Comma-Separated Values (CSV) File Format
CSV (Comma Separated Values) is a commonly used standardized format for storing data that fit into a table consisting of rows and columns. A CSV file is just a text file that uses the following conventions:
Each row in the CSV file corresponds to a row in a table.
Within each row, the elements in each column are separated by a comma.
Typically, in these tables the columns represent variables or attributes and the rows represent individual observations (technically rows are sampling units - a term we will encounter later).
The first row of a CSV contains the names of the columns.
Additional rows contain data entries for each individual observation.
Row-Data Paradigm
The CSV format exemplifies the row-data paradigm in which:
- Each row is an observation.
- Columns represent attributes, or variables, of the observation.

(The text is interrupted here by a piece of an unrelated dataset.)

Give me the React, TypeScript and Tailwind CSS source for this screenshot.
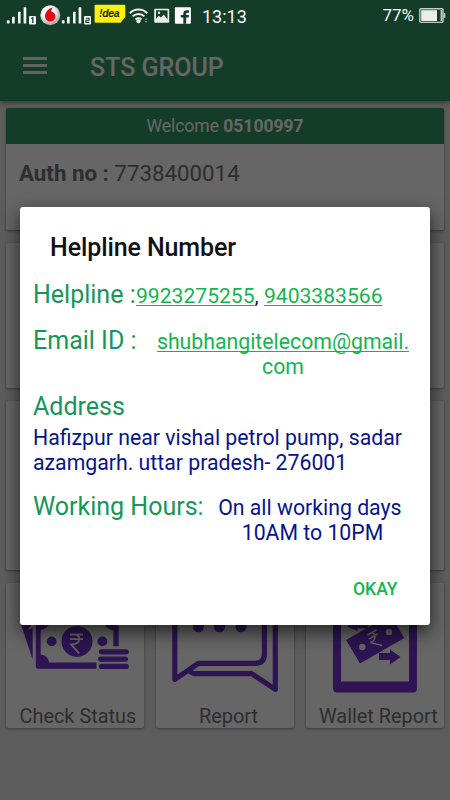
import type { ReactNode } from "react"

function Signal({ sim }: { sim: string }) {
  return (
    <svg width="31" height="22" viewBox="0 0 31 22" className="shrink-0">
      <g fill="#f4f6f5">
        <rect x="0.8" y="14.3" width="2.8" height="3.2" rx="0.8" />
        <rect x="6" y="10.8" width="2.7" height="6.7" rx="0.5" />
        <rect x="12" y="5.8" width="2.6" height="11.7" rx="0.5" />
        <rect x="17.6" y="1.2" width="2.7" height="16.3" rx="0.5" />
        <rect x="23" y="10" width="7" height="8.5" rx="1" />
      </g>
      {sim === "1" ? (
        <path d="M25.2 12.5 26.8 11.8V17" fill="none" stroke="#153d29" strokeWidth="1.3" />
      ) : (
        <path d="M24.6 12.2H28V14.2H24.9V16.4H28.4" fill="none" stroke="#153d29" strokeWidth="1.1" />
      )}
    </svg>
  )
}

function StatusBar() {
  return (
    <div className="relative z-10 flex h-8 w-full shrink-0 pl-[6px] text-[#f4f6f5]">
      <div className="flex pt-[6px]">
        <Signal sim="1" />
      </div>
      <svg width="21" height="21" viewBox="0 0 21 21" className="ml-[3px] mt-[5px] shrink-0">
        <defs>
          <radialGradient id="ball" cx="0.4" cy="0.35" r="0.65">
            <stop offset="0.5" stopColor="#f4f4f4" />
            <stop offset="1" stopColor="#a2a2a2" />
          </radialGradient>
        </defs>
        <circle cx="10.3" cy="10.3" r="10" fill="url(#ball)" />
        <path
          d="M12.800 2.400C10 2.600 5 6.200 5 11.300a5.200 5.200 0 0 0 10.400.2c0-2.700-1.500-4.400-4.200-5.100C11.300 4.600 12 3.200 12.800 2.400z"
          fill="#e20a12"
        />
      </svg>
      <div className="flex pt-[6px]">
        <Signal sim="2" />
      </div>
      <div className="relative ml-[2px] mt-[4px] h-[20px] w-[32px] shrink-0">
        <svg width="32" height="20" viewBox="0 0 32 20" className="absolute inset-0">
          <path d="M1.500.8H30.500Q31.300.8 31.300 1.600V13L26.500 18.700H1.500Q.6 18.700.6 17.800V1.700Q.6.8 1.500.8z" fill="#fdf10a" />
        </svg>
        <span className="relative block pt-[3px] pl-[5px] font-['Liberation_Sans',sans-serif] text-[10.5px] leading-[13px] font-bold tracking-[-0.3px] italic text-[#1b1b12]">
          <span className="text-[#1434a0]">!</span>dea
        </span>
      </div>
      <svg width="20" height="18" viewBox="0 0 20 18" className="ml-[3px] mt-[7px] shrink-0" fill="none" stroke="#e9eeeb">
        <path d="M.8 6.200a12 12 0 0 1 17.400 0" strokeWidth="2" />
        <path d="M3.600 9.400a8.200 8.200 0 0 1 11.800 0" strokeWidth="2" />
        <path d="M6.500 12.400a4.400 4.400 0 0 1 6 0" strokeWidth="2" />
        <circle cx="9.500" cy="14.200" r="1.700" fill="#e9eeeb" />
        <path d="M15.700 12.800 17 11.300 18.300 12.800zM15.700 14.300 17 15.800 18.300 14.300z" fill="#9fb0a7" stroke="none" />
      </svg>
      <svg width="16" height="16" viewBox="0 0 16 16" className="ml-[5px] mt-[8px] shrink-0">
        <rect x=".2" y=".7" width="15" height="14" rx="1" fill="#e9eeeb" />
        <path d="M2 2.300H13.500V11.500L9.800 6.600 7 9.600 4.600 7.800 2 10.800z" fill="#153d29" />
        <circle cx="5" cy="4.800" r="1.200" fill="#e9eeeb" />
      </svg>
      <svg width="18" height="18" viewBox="0 0 18 18" className="ml-[4px] mt-[7px] shrink-0">
        <rect x=".9" y=".3" width="16" height="16.500" rx="1" fill="#fff" />
        <path d="M15 3.300H12.800Q9.300 3.300 9.300 6.700V8H6.800V10.600H9.300V16.800H12.200V10.600H14.600L15 8H12.200V7Q12.200 5.800 13.400 5.800H15z" fill="#153d29" />
      </svg>
      <span className="ml-[10px] mt-[6px] text-[18px] leading-[22px]">13:13</span>
      <span className="ml-auto mt-[5px] text-[17px] leading-[20px]">77%</span>
      <svg width="27" height="16" viewBox="0 0 27 16" className="ml-[5px] mr-[4px] mt-[8px] shrink-0">
        <rect x=".8" y=".8" width="23.200" height="13.600" rx="1" fill="#153d29" stroke="#c3cbc7" strokeWidth="1.400" />
        <rect x="2.200" y="2.200" width="15.800" height="10.800" fill="#e9eeeb" />
        <rect x="21.600" y="2" width="1.600" height="11" fill="#c3cbc7" />
        <rect x="24.500" y="5" width="1.800" height="5" fill="#c3cbc7" />
      </svg>
    </div>
  )
}

function StatusIcon() {
  return (
    <svg width="138" height="145" viewBox="0 0 138 145" className="block" fill="#7333cd">
      <path d="M14.500 40H27L21.500 47 26.700 45V76.500z" />
      <path
        fillRule="evenodd"
        d="M32 26H111Q112.700 26 112.700 28V63.300H107.300V47.500Q100 46.500 97.500 38H44.500Q43 45 34.700 47.500V71.800Q41 71.500 43.300 79.500H90.500V85.700H32Q29.800 85.700 29.800 83.500V28Q29.800 26 32 26z"
      />
      <circle cx="71" cy="58.400" r="15.500" />
      <circle cx="45.700" cy="58.400" r="4.900" />
      <circle cx="96.300" cy="58.400" r="4.900" />
      <g fill="none" stroke="#7333cd" strokeWidth="5.300" strokeLinecap="round">
        <path d="M95.500 68.800H120.200M94.700 76.100H119.400M95.500 83.400H120.200" />
      </g>
      <path
        d="M64 51.500H77M64 56.200H77M64 51.500H68Q73.300 51.500 73.300 56T66.500 61.400H65L73.300 70.500"
        fill="none"
        stroke="#fff"
        strokeWidth="1.800"
      />
    </svg>
  )
}

function ReportIcon() {
  return (
    <svg width="138" height="145" viewBox="0 0 138 145" className="block">
      <g fill="none" stroke="#7333cd" strokeWidth="5.200" strokeLinejoin="round">
        <path d="M18.800 24H99Q108.400 24 108.400 33V71Q108.400 80.400 99 80.400H42.300L18.800 96.300z" />
        <path d="M108 33H119.300V106.300L95.700 90.700H38L33 88" />
      </g>
      <g fill="#7333cd">
        <rect x="37" y="33" width="11" height="16.300" rx="5.500" />
        <rect x="58" y="33" width="11" height="16.300" rx="5.500" />
        <rect x="79.500" y="33" width="11" height="16.300" rx="5.500" />
      </g>
    </svg>
  )
}

function WalletIcon() {
  return (
    <svg width="138" height="145" viewBox="0 0 138 145" className="block">
      <path
        fillRule="evenodd"
        fill="#7333cd"
        d="M31 15H107Q111 15 111 19V105Q111 109.500 107 109.500H31Q27 109.500 27 105V19Q27 15 31 15zM35 25V98.500H103V25z"
      />
      <g fill="#7333cd">
        <path d="M40 57 84 31.500 98.300 55 54 80.500z" />
        <path d="M41 43.500 51 36V39.500H62V45.500H51.500V48z" />
        <path d="M73 70H84V66.500L94.500 74 84 81.500V77H73z" />
      </g>
      <circle cx="56.300" cy="64" r="3.200" fill="#fff" />
      <circle cx="83" cy="48.900" r="3.200" fill="#fff" />
      <path d="M61.500 52 70.500 47M63 56 72 50.700M64 50.500Q69.500 49.500 69 54T64.500 59.500L76 62.500" fill="none" stroke="#fff" strokeWidth="1.500" />
    </svg>
  )
}

const tiles = [
  { label: "Check Status", icon: StatusIcon, inset: "pl-[13.5px]" },
  { label: "Report", icon: ReportIcon, inset: "pl-[43px]" },
  { label: "Wallet Report", icon: WalletIcon, inset: "pl-[13px]" },
]

function Card({ className = "", children }: { className?: string; children?: ReactNode }) {
  return (
    <div className={`overflow-hidden rounded-[2px] bg-white shadow-[0_1px_3px_rgba(0,0,0,0.4)] ${className}`}>
      {children}
    </div>
  )
}

function Home() {
  return (
    <div className="flex h-full flex-col bg-[#e9e9e9] text-[#737373]">
      <header className="z-10 flex h-[101px] shrink-0 items-center bg-[#349866] pt-[33px] pl-[23px] text-white shadow-[0_2px_5px_rgba(0,0,0,0.4)]">
        <div className="mb-[3px] flex w-6 flex-col gap-[4.5px]">
          <div className="h-[2.5px] bg-white/95" />
          <div className="h-[2.5px] bg-white/95" />
          <div className="h-[2.5px] bg-white/95" />
        </div>
        <h1 className="mt-[2px] ml-[43px] text-[25px] leading-[30px] font-medium">STS GROUP</h1>
      </header>
      <main className="flex flex-col gap-[13px] px-[6px] pt-[7px]">
        <Card className="h-[122px]">
          <div className="h-[35.5px] bg-[#349866] text-center text-[17.5px] leading-[37px] text-white">
            Welcome <b>05100997</b>
          </div>
          <div className="pt-[15px] pl-[13px] text-[22.3px] leading-[28px]">
            <b>Auth no :</b> 7738400014
          </div>
        </Card>
        <div className="grid grid-cols-3 gap-[12px]">
          <Card className="h-[145px]" />
          <Card className="h-[145px]" />
          <Card className="h-[145px]" />
        </div>
        <div className="grid grid-cols-3 gap-[12px]">
          <Card className="h-[169px]" />
          <Card className="h-[169px]" />
          <Card className="h-[169px]" />
        </div>
        <div className="grid grid-cols-3 gap-[12px]">
          {tiles.map((tile) => (
            <Card key={tile.label} className="h-[145px]">
              <div className="h-[119px] overflow-hidden">
                <tile.icon />
              </div>
              <div className={`pt-px text-[19.9px] leading-[28px] whitespace-nowrap ${tile.inset}`}>{tile.label}</div>
            </Card>
          ))}
        </div>
      </main>
    </div>
  )
}

function HelplineDialog() {
  return (
    <div className="flex h-[418px] w-[410px] flex-col rounded-[3px] bg-white pl-[13px] text-[21.25px] leading-[25px] text-[#06138f] shadow-[0_7px_18px_1px_rgba(0,0,0,0.6)]">
      <h2 className="pt-[26px] pl-[17px] text-[25px] leading-[30px] font-medium tracking-[-0.1px] text-[#111111]">
        Helpline Number
      </h2>
      <div className="mt-[17px] flex h-[30px] items-baseline">
        <span className="w-[103px] text-[25px] leading-[30px] whitespace-nowrap text-[#17965a]">Helpline :</span>
        <span className="text-[21.1px]">
          <Underlined>9923275255</Underlined>, <Underlined>9403383566</Underlined>
        </span>
      </div>
      <div className="mt-[16px] flex h-[51px] items-baseline">
        <span className="w-[117px] text-[25px] leading-[30px] text-[#17965a]">Email ID :</span>
        <span className="w-[266px] text-center text-[#13b551]">
          <Underlined>shubhangitelecom@gmail.</Underlined>
          <br />
          com
        </span>
      </div>
      <div className="mt-[15px] text-[25px] leading-[30px] text-[#17965a]">Address</div>
      <div className="mt-[3px]">
        Hafizpur near vishal petrol pump, sadar
        <br />
        azamgarh. uttar pradesh- 276001
      </div>
      <div className="mt-[17px] flex items-baseline">
        <span className="w-[178px] text-[25px] leading-[30px] text-[#17965a]">Working Hours:</span>
        <span className="w-[203px] text-center">
          On all working days&nbsp;
          <br />
          10AM to 10PM
        </span>
      </div>
      <button className="mt-[33px] mr-[32.5px] self-end text-[17.5px] leading-[22px] font-medium text-[#13b551]">OKAY</button>
    </div>
  )
}

function Underlined({ children }: { children: string }) {
  return (
    <span className="text-[#13b551] underline decoration-[1px] underline-offset-[2px] [text-decoration-skip-ink:none]">
      {children}
    </span>
  )
}

export default function App() {
  return (
    <div className="relative h-[800px] w-[450px] overflow-hidden font-['Roboto',sans-serif]">
      <Home />
      <div className="absolute inset-0 z-20 flex flex-col bg-black/60">
        <StatusBar />
        <div className="flex flex-1 items-center justify-center">
          <HelplineDialog />
        </div>
      </div>
    </div>
  )
}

Gardener refers to this as the data-recording format in Chapter 2.
CSV Example
Suppose you had collected the following species accumulation data in order to perform a rarefaction analysis:
Site Number | Sample Number | Distinct Species Count | Total Individuals |
---|---|---|---|
1 | 4 | 44 | 123 |
2 | 2 | 44 | 100 |
3 | 2 | 50 | 142 |
4 | 13 | 20 | 77 |
The data columns are
- Which site the sample was taken
- The number of the sample (multiple samples were taken at each site)
- The total number of distinct species observed in the sample
- The total number of individuals (regardless of species) in the sample
The text stored in a CSV-formatted text file would look like this:
Site Number, Sample Number, Distinct Species Count, Total Individuals
1, 4, 44, 123
2, 2, 44, 100
3, 2, 50, 142
4, 13, 20, 77